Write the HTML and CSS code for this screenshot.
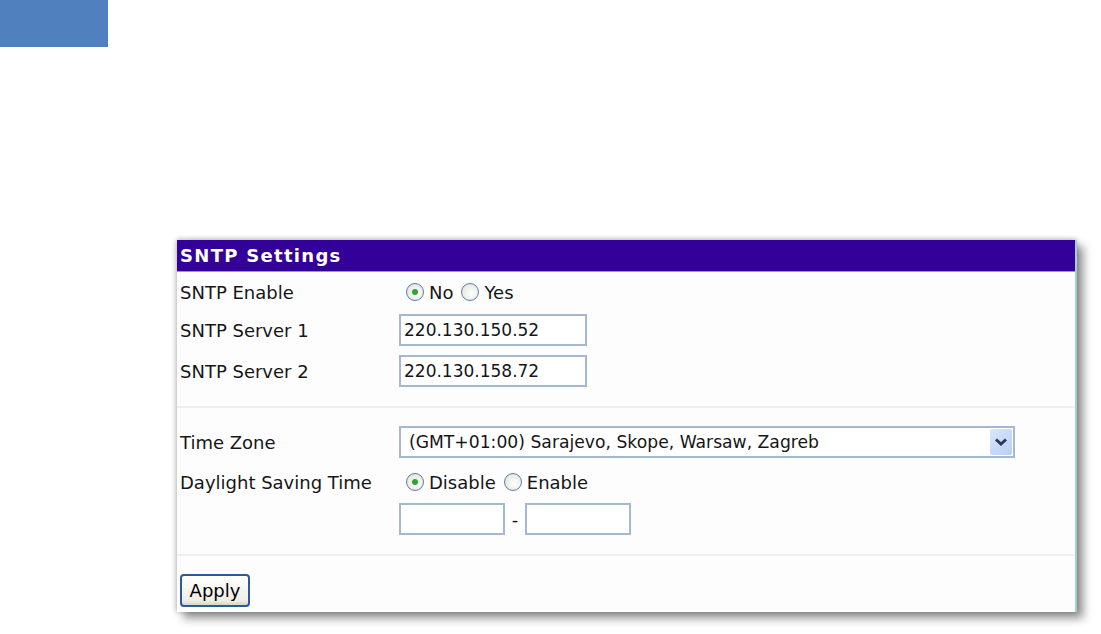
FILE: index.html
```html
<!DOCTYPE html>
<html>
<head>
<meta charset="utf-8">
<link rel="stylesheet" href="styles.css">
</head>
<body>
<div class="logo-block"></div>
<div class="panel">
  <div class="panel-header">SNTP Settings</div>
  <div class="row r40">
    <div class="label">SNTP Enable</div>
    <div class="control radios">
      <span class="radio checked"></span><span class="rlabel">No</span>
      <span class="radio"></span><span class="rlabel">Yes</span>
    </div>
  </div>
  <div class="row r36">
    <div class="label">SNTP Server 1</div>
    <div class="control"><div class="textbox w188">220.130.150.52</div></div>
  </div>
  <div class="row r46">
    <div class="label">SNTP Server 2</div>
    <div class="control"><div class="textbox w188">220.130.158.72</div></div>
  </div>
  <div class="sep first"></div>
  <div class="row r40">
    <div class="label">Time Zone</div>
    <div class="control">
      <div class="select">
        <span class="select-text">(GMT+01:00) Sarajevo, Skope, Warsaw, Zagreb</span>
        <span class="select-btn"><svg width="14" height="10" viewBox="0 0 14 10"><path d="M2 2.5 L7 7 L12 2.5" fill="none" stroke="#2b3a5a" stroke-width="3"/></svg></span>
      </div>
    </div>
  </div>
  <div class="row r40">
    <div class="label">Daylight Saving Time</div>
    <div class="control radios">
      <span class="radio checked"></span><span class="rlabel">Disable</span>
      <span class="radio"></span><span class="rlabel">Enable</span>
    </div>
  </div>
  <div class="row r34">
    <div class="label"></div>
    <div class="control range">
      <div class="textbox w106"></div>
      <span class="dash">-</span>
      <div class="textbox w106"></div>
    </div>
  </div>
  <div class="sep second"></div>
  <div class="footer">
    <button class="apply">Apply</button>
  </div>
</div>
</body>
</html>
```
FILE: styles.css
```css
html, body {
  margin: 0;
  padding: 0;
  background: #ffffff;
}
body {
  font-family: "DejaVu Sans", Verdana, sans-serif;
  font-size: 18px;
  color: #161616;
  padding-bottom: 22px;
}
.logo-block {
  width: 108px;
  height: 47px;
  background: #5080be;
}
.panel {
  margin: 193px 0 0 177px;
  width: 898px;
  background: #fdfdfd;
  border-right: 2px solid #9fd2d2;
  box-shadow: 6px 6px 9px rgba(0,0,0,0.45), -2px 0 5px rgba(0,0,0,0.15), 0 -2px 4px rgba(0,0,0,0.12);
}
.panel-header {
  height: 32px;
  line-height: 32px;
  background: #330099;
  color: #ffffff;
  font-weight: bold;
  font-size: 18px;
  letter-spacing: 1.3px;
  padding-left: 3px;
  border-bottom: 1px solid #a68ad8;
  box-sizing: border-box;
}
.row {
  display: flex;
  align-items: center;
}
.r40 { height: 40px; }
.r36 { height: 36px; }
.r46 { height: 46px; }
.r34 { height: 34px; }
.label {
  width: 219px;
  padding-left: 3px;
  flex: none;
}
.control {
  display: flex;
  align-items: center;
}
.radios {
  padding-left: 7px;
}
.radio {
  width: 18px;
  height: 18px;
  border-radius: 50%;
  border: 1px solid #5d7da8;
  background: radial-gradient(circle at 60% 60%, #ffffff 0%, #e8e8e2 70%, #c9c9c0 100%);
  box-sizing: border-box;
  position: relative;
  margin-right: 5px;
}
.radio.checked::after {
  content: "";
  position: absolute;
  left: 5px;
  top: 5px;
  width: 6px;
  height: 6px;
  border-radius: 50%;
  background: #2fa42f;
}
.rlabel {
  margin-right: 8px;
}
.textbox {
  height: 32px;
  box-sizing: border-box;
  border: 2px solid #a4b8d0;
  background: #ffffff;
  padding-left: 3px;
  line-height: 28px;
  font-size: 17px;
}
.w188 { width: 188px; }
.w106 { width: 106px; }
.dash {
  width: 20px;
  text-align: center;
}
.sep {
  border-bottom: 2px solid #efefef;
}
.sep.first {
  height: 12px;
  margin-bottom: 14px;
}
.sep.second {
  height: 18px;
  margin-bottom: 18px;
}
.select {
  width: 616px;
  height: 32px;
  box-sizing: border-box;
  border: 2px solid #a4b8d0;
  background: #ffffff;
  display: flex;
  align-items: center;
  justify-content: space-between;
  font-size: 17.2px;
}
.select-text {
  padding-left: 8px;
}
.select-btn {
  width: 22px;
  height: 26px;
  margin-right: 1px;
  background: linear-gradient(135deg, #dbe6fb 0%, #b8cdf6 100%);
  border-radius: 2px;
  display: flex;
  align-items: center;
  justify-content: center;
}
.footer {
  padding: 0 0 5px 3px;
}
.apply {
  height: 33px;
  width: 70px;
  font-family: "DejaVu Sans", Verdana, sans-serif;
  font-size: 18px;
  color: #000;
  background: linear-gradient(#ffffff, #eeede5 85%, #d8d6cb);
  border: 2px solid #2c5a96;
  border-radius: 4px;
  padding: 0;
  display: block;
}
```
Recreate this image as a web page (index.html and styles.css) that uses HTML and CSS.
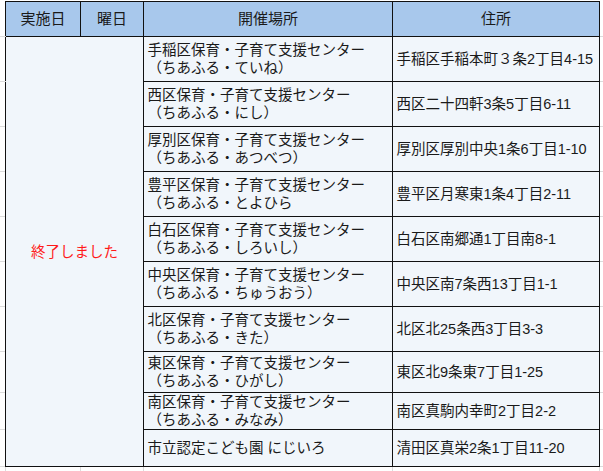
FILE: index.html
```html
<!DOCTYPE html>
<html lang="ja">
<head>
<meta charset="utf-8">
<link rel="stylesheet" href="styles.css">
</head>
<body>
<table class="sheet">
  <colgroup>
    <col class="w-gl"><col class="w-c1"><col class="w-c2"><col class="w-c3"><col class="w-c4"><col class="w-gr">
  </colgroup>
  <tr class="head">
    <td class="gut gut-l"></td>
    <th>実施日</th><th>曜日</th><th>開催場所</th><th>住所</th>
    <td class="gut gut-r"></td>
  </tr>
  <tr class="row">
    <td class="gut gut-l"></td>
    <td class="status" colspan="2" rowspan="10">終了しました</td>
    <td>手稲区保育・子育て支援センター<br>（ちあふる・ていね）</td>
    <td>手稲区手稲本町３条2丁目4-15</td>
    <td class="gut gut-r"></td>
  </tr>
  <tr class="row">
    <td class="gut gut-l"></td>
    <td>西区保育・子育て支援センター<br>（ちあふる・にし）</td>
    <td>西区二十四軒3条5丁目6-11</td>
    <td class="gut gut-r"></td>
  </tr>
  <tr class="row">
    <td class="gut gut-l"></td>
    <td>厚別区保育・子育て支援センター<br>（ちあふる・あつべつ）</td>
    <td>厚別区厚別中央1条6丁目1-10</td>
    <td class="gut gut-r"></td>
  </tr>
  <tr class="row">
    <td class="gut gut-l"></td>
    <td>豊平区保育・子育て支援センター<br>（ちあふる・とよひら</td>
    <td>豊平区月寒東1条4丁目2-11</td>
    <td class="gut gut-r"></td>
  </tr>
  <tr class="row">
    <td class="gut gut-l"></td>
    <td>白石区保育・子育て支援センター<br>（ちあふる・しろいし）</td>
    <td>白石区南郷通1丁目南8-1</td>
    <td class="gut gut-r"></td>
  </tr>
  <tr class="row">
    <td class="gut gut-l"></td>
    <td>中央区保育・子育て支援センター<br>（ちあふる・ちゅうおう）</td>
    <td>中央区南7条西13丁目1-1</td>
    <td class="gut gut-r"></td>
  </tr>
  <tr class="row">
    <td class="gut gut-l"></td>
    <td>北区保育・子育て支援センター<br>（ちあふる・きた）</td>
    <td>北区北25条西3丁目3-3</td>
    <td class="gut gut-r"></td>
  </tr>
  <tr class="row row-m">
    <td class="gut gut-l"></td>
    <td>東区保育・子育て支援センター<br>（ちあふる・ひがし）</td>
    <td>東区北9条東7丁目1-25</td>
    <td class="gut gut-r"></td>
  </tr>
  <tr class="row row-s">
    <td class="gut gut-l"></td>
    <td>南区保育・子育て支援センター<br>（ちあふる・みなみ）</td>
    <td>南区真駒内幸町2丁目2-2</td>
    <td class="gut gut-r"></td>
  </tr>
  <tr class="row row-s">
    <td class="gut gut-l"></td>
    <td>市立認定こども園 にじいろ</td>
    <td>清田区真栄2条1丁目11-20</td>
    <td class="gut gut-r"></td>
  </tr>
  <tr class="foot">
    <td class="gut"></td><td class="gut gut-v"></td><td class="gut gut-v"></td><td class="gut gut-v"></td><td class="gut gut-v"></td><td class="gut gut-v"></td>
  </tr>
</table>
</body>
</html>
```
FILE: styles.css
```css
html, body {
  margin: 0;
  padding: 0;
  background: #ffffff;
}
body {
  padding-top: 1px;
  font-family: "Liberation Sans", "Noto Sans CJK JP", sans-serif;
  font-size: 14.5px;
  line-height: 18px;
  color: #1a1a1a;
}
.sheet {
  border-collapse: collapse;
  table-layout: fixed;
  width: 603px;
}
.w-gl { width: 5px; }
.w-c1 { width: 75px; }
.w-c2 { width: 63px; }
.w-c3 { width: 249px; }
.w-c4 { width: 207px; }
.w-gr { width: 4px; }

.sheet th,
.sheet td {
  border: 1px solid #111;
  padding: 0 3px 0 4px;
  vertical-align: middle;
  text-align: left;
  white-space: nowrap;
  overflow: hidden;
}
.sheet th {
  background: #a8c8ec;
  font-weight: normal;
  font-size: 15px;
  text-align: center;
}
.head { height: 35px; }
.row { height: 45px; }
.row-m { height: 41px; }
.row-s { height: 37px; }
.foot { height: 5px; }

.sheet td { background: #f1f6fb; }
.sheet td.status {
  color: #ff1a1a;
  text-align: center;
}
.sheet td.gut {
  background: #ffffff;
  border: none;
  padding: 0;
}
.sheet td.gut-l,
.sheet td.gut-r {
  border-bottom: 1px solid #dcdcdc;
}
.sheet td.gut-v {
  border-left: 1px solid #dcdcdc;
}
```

-*-*-

● **Requirement**
Report every line containing the word "this" from the listing above.

● **Task response**
Write the HTML and CSS code for this screenshot.
Recreate this image as a web page (index.html and styles.css) that uses HTML and CSS.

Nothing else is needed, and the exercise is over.